Clause 14 of Schedule 5 of the Crown Entities Act 2004 (CE Act) provides for a board, by resolution, to appoint committees:
- to advise it on any matters relating to the entity's functions and powers that are referred to the committee by the board; or
- to perform or exercise any of the entity's functions and powers that are delegated to the committee. The board must ensure that at least one of its members is on a committee which is to exercise a board power or function. If a committee does not include a board member it can only have an advisory function.
Committee members of Crown entities must disclose, in a manner similar to that required of board members, any interests they may have (clauses 14 (2) and 15 (2) of Schedule 5 for committees of statutory Crown entities). More detailed provisions on interests can be found in the relevant chapter of this guidance.
An entity's own legislation may also contain provisions relating to the establishment and operation of committees of the board: if so, the board's governance manual must reflect these provisions.
Committees should only exist where there is a clear reason for them, and they assist the governance of the entity. Reasons might include providing increased scrutiny over key areas, and efficient use of resources such as individuals contributing in areas specific to their expertise. Committees can be standing or ad hoc in nature, and should be subject to regular review as to whether they should continue to exist. Good practice could be for a 'sunset clause' to be included in the terms of reference for most, if not all, committees.
The entity's board remains accountable for decisions that are made by committees. Accordingly committees should have clear formal charters that set out their roles and delegated responsibilities. There should be explicit reporting requirements back to the main board, which will allow other board members to question committee members and assess the effectiveness of the committee.
There is no prescribed number or type of committees, but a Finance / Audit / Risk committee is the most common, and is widely recommended in the public and private sectors. An Audit committee provides oversight of the entity's financial and risk management. It should generally include some independent (non-board) members, members with financial expertise, and a committee chair who is not the board chair. For guidance on audit committees in the New Zealand public sector, see the good practice guide issued by the Office of the Auditor-General; www.oag.govt.nz/2008/audit-committees/.

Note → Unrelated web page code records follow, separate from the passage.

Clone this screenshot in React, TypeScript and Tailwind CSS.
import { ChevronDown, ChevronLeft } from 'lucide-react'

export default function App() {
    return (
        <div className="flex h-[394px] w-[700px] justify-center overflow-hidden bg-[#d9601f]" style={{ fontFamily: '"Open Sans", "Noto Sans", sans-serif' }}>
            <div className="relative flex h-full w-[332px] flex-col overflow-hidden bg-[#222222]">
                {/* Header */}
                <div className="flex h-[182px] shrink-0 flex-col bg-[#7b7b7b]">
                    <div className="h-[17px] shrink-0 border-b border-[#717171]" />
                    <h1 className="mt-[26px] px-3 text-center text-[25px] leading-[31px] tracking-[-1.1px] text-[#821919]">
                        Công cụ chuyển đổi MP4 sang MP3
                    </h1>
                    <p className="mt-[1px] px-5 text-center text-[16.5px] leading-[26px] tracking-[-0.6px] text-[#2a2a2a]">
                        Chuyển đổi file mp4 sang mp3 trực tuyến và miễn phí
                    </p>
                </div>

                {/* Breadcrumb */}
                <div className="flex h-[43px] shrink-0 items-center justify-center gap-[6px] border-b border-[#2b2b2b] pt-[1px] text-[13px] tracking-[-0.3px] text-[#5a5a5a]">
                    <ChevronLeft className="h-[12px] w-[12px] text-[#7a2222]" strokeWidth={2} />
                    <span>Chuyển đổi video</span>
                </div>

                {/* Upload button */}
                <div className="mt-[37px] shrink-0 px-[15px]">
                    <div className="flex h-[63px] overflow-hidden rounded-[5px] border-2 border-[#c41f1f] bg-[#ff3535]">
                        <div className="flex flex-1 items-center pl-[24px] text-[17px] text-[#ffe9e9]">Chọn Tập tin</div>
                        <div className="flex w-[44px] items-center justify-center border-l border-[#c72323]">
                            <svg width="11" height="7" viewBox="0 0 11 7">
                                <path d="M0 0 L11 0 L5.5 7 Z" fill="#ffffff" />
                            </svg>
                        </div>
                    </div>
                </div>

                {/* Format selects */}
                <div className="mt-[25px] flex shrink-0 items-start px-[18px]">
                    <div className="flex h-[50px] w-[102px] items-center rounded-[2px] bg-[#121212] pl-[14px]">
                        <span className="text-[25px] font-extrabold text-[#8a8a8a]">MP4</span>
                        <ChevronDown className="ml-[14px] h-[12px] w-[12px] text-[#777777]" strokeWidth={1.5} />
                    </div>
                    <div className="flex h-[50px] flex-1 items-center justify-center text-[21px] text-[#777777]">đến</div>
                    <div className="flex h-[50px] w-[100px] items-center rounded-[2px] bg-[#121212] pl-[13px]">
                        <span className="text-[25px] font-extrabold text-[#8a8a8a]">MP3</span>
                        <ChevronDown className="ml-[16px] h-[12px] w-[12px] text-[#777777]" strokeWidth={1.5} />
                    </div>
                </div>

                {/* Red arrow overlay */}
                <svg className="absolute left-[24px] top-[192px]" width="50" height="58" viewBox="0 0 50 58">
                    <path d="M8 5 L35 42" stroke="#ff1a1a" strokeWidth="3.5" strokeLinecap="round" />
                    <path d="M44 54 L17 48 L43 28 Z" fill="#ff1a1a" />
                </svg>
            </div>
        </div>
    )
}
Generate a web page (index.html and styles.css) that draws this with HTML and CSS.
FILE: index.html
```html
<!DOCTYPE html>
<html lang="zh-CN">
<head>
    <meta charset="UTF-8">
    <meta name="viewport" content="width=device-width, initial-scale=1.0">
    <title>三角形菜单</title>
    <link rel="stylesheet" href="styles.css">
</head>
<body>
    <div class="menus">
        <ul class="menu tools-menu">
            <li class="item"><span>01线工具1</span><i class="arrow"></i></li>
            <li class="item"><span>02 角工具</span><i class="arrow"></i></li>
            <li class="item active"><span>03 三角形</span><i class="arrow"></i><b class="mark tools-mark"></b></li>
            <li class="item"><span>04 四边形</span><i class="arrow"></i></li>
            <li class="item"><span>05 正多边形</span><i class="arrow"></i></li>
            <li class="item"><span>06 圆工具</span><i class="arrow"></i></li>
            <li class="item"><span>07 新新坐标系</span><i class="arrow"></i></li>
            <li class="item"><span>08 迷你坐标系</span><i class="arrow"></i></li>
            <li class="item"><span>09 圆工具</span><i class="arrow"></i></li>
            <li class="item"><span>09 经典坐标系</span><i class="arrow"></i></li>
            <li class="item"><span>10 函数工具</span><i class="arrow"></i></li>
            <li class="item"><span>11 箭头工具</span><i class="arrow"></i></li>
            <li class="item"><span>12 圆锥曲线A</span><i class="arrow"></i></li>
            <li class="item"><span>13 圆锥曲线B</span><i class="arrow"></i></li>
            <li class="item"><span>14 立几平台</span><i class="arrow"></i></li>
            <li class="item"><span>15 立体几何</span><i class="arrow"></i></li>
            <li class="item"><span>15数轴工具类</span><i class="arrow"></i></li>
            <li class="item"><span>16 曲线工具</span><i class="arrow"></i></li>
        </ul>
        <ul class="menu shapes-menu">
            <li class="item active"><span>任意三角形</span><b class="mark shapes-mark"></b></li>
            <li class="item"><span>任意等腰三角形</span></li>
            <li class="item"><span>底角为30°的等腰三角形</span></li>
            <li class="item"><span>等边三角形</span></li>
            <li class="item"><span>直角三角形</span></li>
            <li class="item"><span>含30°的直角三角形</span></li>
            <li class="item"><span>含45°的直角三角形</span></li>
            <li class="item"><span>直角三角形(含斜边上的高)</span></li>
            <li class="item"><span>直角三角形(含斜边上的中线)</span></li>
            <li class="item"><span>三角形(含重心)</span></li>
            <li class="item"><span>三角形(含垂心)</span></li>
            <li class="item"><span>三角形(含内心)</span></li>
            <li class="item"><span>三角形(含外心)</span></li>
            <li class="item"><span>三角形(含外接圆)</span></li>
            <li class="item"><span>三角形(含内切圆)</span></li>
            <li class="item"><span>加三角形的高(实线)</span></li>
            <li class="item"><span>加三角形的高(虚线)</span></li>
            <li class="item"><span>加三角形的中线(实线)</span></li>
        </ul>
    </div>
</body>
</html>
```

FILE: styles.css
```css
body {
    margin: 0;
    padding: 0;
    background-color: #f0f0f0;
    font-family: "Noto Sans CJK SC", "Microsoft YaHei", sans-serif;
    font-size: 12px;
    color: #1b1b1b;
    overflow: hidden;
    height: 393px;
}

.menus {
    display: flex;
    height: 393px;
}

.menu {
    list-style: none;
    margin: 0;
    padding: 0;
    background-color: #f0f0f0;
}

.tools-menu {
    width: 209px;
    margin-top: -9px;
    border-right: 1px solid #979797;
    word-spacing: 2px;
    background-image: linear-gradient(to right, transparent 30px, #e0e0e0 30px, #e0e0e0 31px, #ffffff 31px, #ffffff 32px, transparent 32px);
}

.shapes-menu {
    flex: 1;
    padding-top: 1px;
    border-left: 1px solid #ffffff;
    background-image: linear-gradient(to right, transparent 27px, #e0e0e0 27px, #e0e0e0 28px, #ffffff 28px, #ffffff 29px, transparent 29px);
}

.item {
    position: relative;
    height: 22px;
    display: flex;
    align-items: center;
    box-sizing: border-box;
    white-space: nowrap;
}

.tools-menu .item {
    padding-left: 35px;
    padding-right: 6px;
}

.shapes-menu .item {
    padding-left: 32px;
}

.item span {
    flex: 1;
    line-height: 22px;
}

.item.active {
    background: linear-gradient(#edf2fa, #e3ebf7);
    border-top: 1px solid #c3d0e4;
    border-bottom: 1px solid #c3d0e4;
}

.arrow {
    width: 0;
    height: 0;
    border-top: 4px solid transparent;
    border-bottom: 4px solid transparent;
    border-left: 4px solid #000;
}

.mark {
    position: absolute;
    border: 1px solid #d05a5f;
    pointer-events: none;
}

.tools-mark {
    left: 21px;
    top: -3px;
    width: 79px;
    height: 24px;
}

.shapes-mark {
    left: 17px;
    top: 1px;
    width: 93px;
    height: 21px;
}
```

One operational matter that is often delegated to a committee is the review of the chief executive's performance.
See also the chapter on fees and remuneration for members of committees (Chapter 18).
Governance manual content: Board committees
At a minimum a good governance manual should cover:
- details of the entity's committees, including their roles, responsibilities, accountability, reporting procedures, membership and duration; and
- procedures for establishing new committees and for reviewing whether existing committees should continue.